Python遠程控制模塊paramiko遇到的問題及解決記錄


轉載 https://zhang.ge/5122.html

最近一直在開發自動化運維發布平台,底層命令行、文件通道主要基於paramiko模塊,使用過程中遇到各種各樣的問題,本文主要用於收集問題及解決記錄,以備后續使用。Python遠程控制模塊paramiko遇到的問題及解決記錄

一、Error reading SSH protocol banner連接錯誤

這個關鍵詞,在百度、谷歌一搜一大把的提問,也有少部分給出了解決方案,但是最終都無法解決,我經過不斷嘗試和解讀paramiko源碼,終於搞定了這個問題,在此記錄分享下。

1、具體報錯信息:

 
Traceback (most recent call last):
 
File "<stdin>", line 1, in <module>
 
File "build/bdist.linux-x86_64/egg/paramiko/client.py", line 307, in connect
 
File "build/bdist.linux-x86_64/egg/paramiko/transport.py", line 465, in start_client
 
paramiko.SSHException: Error reading SSH protocol banner

2、解決辦法:

重新下載paramiko插件源碼,解壓后,編輯安裝目錄下的transport.py文件:

vim build/lib/paramiko/transport.py

 

搜索 self.banner_timeout 關鍵詞,並將其參數改大即可,比如改為300s:

self.banner_timeout = 300

最后,重裝paramiko即可。

3、下面的曲折、啰嗦的解決過程,不喜請跳過:

在谷歌搜到一個老外相關提問,雖然他說的是pysftp,其實也是基於paramiko:

https://stackoverflow.com/questions/34288526/pysft-paramiko-grequests-error-reading-ssh-protocol-banner/44493465#44493465

他最后給出了他的解決方案:

UPDATE:

It seems the problem is caused by importing the package grequests. If I do not import grequests, pysftp works as expected. The issue was raised before but has not been solved

意思是,在paramiko使用前,先import grequests,就能解決問題。我照做之后,發現對手頭的現網環境無效,可能錯誤產生的原因不一樣。

但是,我從老外的問題描述過程中,找到了解決方法,他是這樣說的:

I have already tried changing the banner timeout from 15 seconds to 60 secs in the transport.py, but it did not solve the problem.

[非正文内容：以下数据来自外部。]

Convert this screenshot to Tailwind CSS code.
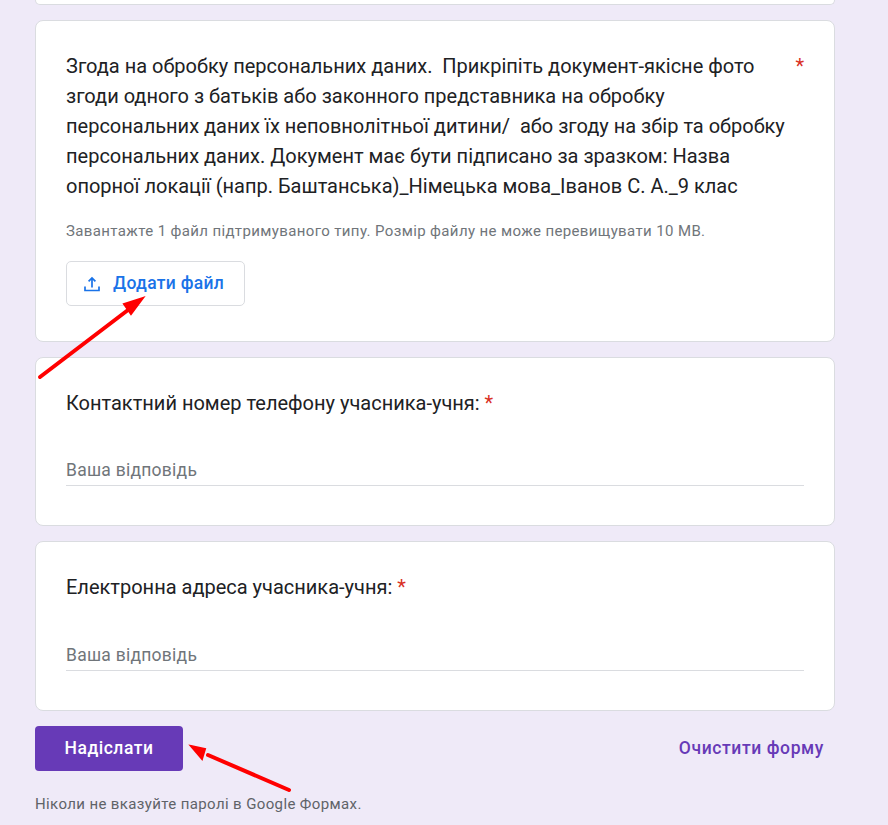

我看到有個timeout和transport.py,就想到現網那些報Error reading SSH protocol banner錯誤的機器也是非常卡,而且目測了下發起paramiko連接到報錯的時間,基本是相同的。

於是系統中搜索,並找到了transport.py這個文件:

/usr/lib/python2.7/site-packages/paramiko/transport.py

並搜了下banner,發現果然有一個參數設置,而且和目測的超時基本一致!

Python遠程控制模塊paramiko遇到的問題及解決記錄

於是,順手修改成300S,並重新測試發現沒任何效果,依然15S超時。接着打斷點、甚至移走這個文件,問題依舊!!看來這個文件不會被引用。。。

回到最初的報錯信息,發現里面顯示的是:

 
build/bdist.linux-x86_64/egg/paramiko/transport.py

而系統里面搜不到這個問題,最后醍醐灌頂,發覺Python模塊編譯后,基本是以egg文件保存的,看來 必須修改源碼才行了。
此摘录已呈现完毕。